Why was the President reluctant about asking for outside help?  Because he and his well-chosen collaborators do not want outsiders to see how ugly things really are. These people are living in glass houses, oblivious of the outside world, partying and eating caviar… failing to see the cracking roof over their heads. This is what corruption does. It robs people of their morality, their good judgment, their spirituality, their dignity, their everything. Nigeria today is an amoral country.

Ask the clerk in a government office for your file, and be ready to grease, that is what they call it, to grease the palm, to bribe to get what is yours by right. Be stopped at a road block by a police officer, and be ready to wash, that is what they call it, to wash your car for them, meaning to bribe them for owning and driving a car. In Nigeria, you celebrate a new car, or wash a new car by blessing it, praying over it, and sometimes entertaining friends for attending the ceremony. So the Police man asks for his share of this satire if the car is new, or appears to be new.
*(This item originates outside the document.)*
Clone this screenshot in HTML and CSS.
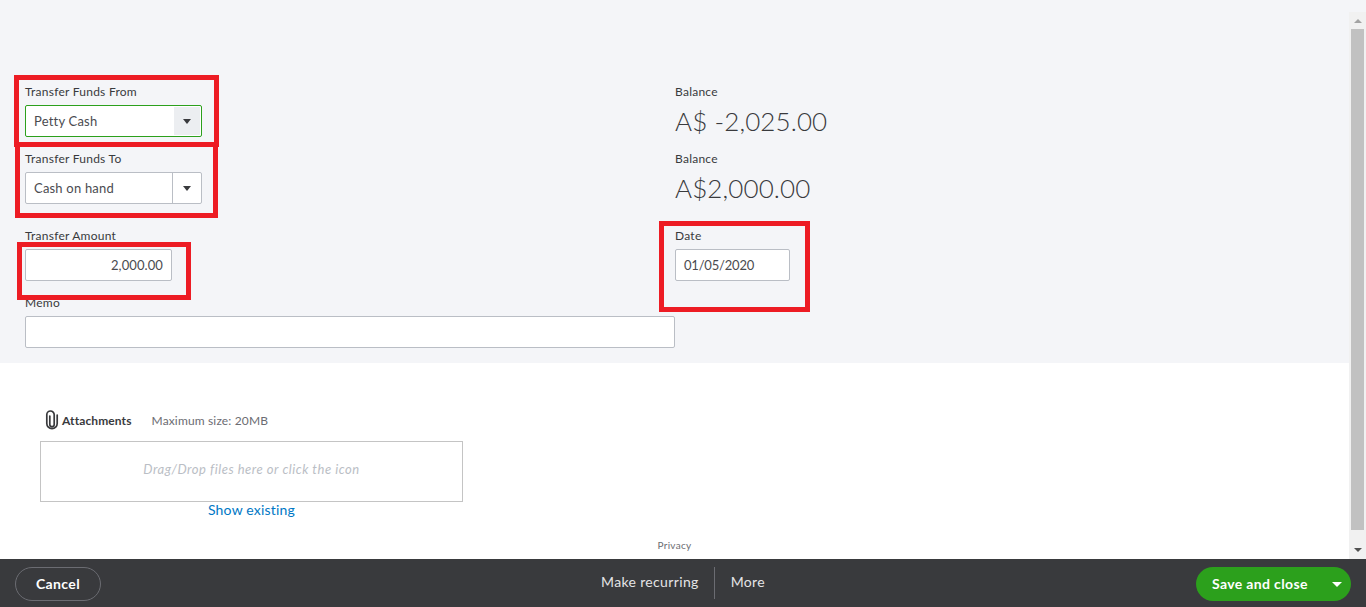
FILE: index.html
```html
<!DOCTYPE html>
<html lang="en">
<head>
<meta charset="utf-8">
<title>Transfer</title>
<link rel="stylesheet" href="styles.css">
</head>
<body>
<div class="page">
  <div class="scrollarea">
    <main class="content">
      <section class="form">
        <div class="field field-from">
          <label class="label">Transfer Funds From</label>
          <div class="combo combo-active"><span class="combo-value">Petty Cash</span><span class="combo-btn combo-btn-active"><i class="caret"></i></span></div>
        </div>
        <div class="field">
          <label class="label">Balance</label>
          <div class="balance">A$ -2,025.00</div>
        </div>
        <div class="field">
          <label class="label">Transfer Funds To</label>
          <div class="combo"><span class="combo-value">Cash on hand</span><span class="combo-btn"><i class="caret"></i></span></div>
        </div>
        <div class="field">
          <label class="label">Balance</label>
          <div class="balance">A$2,000.00</div>
        </div>
        <div class="field field-low">
          <label class="label">Transfer Amount</label>
          <div class="input input-amount">2,000.00</div>
        </div>
        <div class="field field-low">
          <label class="label">Date</label>
          <div class="input input-date">01/05/2020</div>
        </div>
        <div class="field field-memo">
          <label class="label">Memo</label>
          <div class="input input-memo"></div>
        </div>
      </section>
      <section class="attach">
        <div class="attach-head">
          <svg class="clip" width="14" height="20" viewBox="0 0 14 20" fill="none" stroke="#393a3d" stroke-width="1.7" stroke-linecap="round"><path d="M4.8 6v8.5a2.2 2.2 0 0 0 4.4 0V4.7a3.7 3.7 0 0 0-7.4 0v8.8a5.2 5.2 0 0 0 10.4 0V5"/></svg>
          <span class="attach-title">Attachments</span>
          <span class="attach-size">Maximum size: 20MB</span>
        </div>
        <div class="drop">Drag/Drop files here or click the icon</div>
        <a class="show-existing">Show existing</a>
        <div class="privacy">Privacy</div>
      </section>
    </main>
    <div class="scrollbar">
      <span class="sb-arrow sb-up"></span>
      <span class="sb-thumb"></span>
      <span class="sb-arrow sb-down"></span>
    </div>
  </div>
  <footer class="footer">
    <button class="btn-cancel">Cancel</button>
    <div class="footer-mid">
      <span class="footer-link link-recurring">Make recurring</span>
      <span class="footer-link link-more">More</span>
    </div>
    <div class="btn-save"><span class="save-text">Save and close</span><i class="save-caret"></i></div>
  </footer>
  <div class="mark mark-from"></div>
  <div class="mark mark-to"></div>
  <div class="mark mark-amount"></div>
  <div class="mark mark-date"></div>
</div>
</body>
</html>
```
FILE: styles.css
```css
* { box-sizing: border-box; }
html, body { margin: 0; height: 100%; overflow: hidden; }
body { font-family: Lato, "Open Sans", "Liberation Sans", sans-serif; color: #393a3d; background: #fff; }
.page { position: relative; width: 1366px; height: 607px; display: flex; flex-direction: column; }
.scrollarea { display: flex; height: 559px; }
.content { width: 1349px; display: flex; flex-direction: column; }
.form { height: 363px; background: #f4f5f8; padding: 81px 0 0 25px; display: grid; grid-template-columns: 650px 300px; grid-auto-rows: min-content; align-content: start; }
.field { height: 67px; }
.field-low { height: 67px; margin-top: 10px; }
.field-memo { grid-column: 1 / 3; }
.label { display: block; height: 24px; font-size: 12px; line-height: 21px; letter-spacing: .25px; color: #393a3d; }
.combo { width: 177px; height: 32px; display: flex; background: #fff; border: 1px solid #babec5; border-radius: 2px; font-size: 13px; letter-spacing: .2px; color: #4a4b50; }
.combo-active { border-color: #2ca01c; }
.combo-value { flex: 1; padding-left: 8px; line-height: 30px; }
.combo-btn { width: 29px; border-left: 1px solid #babec5; display: flex; align-items: center; justify-content: center; }
.combo-btn-active { border-left: 0; background: #eceef1; margin: 1px; width: 26px; }
.caret { width: 0; height: 0; border-left: 4.5px solid transparent; border-right: 4.5px solid transparent; border-top: 5px solid #393a3d; }
.balance { font-size: 26px; font-weight: 300; line-height: 34px; letter-spacing: .1px; color: #393a3d; margin-top: -1px; }
.input { height: 32px; background: #fff; border: 1px solid #babec5; border-radius: 2px; font-size: 13px; line-height: 30px; padding: 0 8px; color: #4a4b50; }
.input-amount { width: 147px; text-align: right; letter-spacing: .1px; }
.input-date { width: 115px; letter-spacing: -.2px; }
.input-memo { width: 650px; }
.attach { flex: 1; position: relative; padding: 46px 0 0 40px; }
.attach-head { display: flex; align-items: center; height: 22px; padding-left: 5px; font-size: 12px; letter-spacing: .15px; }
.clip { flex: none; margin-right: 3px; }
.attach-title { color: #393a3d; font-weight: 700; letter-spacing: .1px; }
.attach-size { color: #6b6c72; margin-left: 20px; }
.drop { width: 423px; height: 61px; margin-top: 10px; padding-bottom: 5px; border: 1px solid #c4c4c4; display: flex; align-items: center; justify-content: center; font-size: 13px; letter-spacing: .52px; font-style: italic; color: #babec5; }
.show-existing { display: block; width: 423px; text-align: center; font-size: 14px; letter-spacing: .2px; line-height: 16px; color: #0077c5; }
.privacy { position: absolute; left: 0; width: 1349px; top: 176px; text-align: center; font-size: 10px; letter-spacing: .3px; color: #6b6c72; }
.scrollbar { width: 17px; height: 559px; background: linear-gradient(#f4f5f8 12px, #f1f1f1 12px); display: flex; flex-direction: column; align-items: center; padding-top: 12px; }
.sb-arrow { width: 0; height: 0; border-left: 4px solid transparent; border-right: 4px solid transparent; }
.sb-up { border-bottom: 4px solid #a3a3a3; margin-top: 7px; }
.sb-down { border-top: 4px solid #505050; margin-top: 18px; }
.sb-thumb { width: 13px; height: 501px; background: #c1c1c1; margin-top: 6px; }
.footer { height: 48px; background: #393a3d; display: flex; align-items: center; position: relative; padding: 2px 15px 0; }
.btn-cancel { width: 86px; height: 34px; border: 1px solid #6b6c72; border-radius: 17px; background: transparent; color: #fff; font-family: inherit; font-weight: 700; font-size: 14px; letter-spacing: .4px; padding: 0 0 1px; }
.footer-mid { position: absolute; left: 601px; top: 8px; height: 32px; display: flex; align-items: center; }
.footer-link { color: #e4e4e6; font-size: 14px; line-height: 30px; height: 32px; letter-spacing: .35px; }
.link-recurring { padding-right: 15px; border-right: 1px solid #6b6c72; }
.link-more { padding-left: 16px; }
.btn-save { position: absolute; left: 1196px; top: 8px; width: 155px; height: 34px; border-radius: 17px; background: #2ca01c; color: #fff; display: flex; align-items: center; padding: 0 0 1px 16px; }
.save-text { font-size: 14px; font-weight: 700; flex: 1; letter-spacing: .35px; }
.save-caret { width: 0; height: 0; margin: 2px 9px 0 0; border-left: 5px solid transparent; border-right: 5px solid transparent; border-top: 5px solid #fff; }
.mark { position: absolute; border: 5px solid #ed1c24; }
.mark-from { left: 14px; top: 75px; width: 205px; height: 72px; }
.mark-to { left: 15px; top: 142px; width: 203px; height: 76px; }
.mark-amount { left: 17px; top: 242px; width: 174px; height: 58px; }
.mark-date { left: 659px; top: 221px; width: 151px; height: 91px; }
```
Find yourself at the airport, whether traveling out or returning, and be ready to buy your way through.  It doesn’t matter whether you are carrying contraband or not. If you don’t want delays, you better pay. Bribery, the mother of corruption has eaten so deep into the fabrics of the society that I doubt if Nigeria will ever survive it. I started calling bribery service charge whenever I was confronted with it. My thinking being that if that is what it takes to get things done as at when due, then so be it. Does that make it right? Of course not, but it seems the whole nation have developed and live with that mindset. What hope for Nigeria?

So while the governing class live in their glass houses, leading the corruption band wagon, stealing billions and getting away with it, making corruption the norm, so normal that if one is in a position to demand and take bride and does not, that person is looked upon as a fool.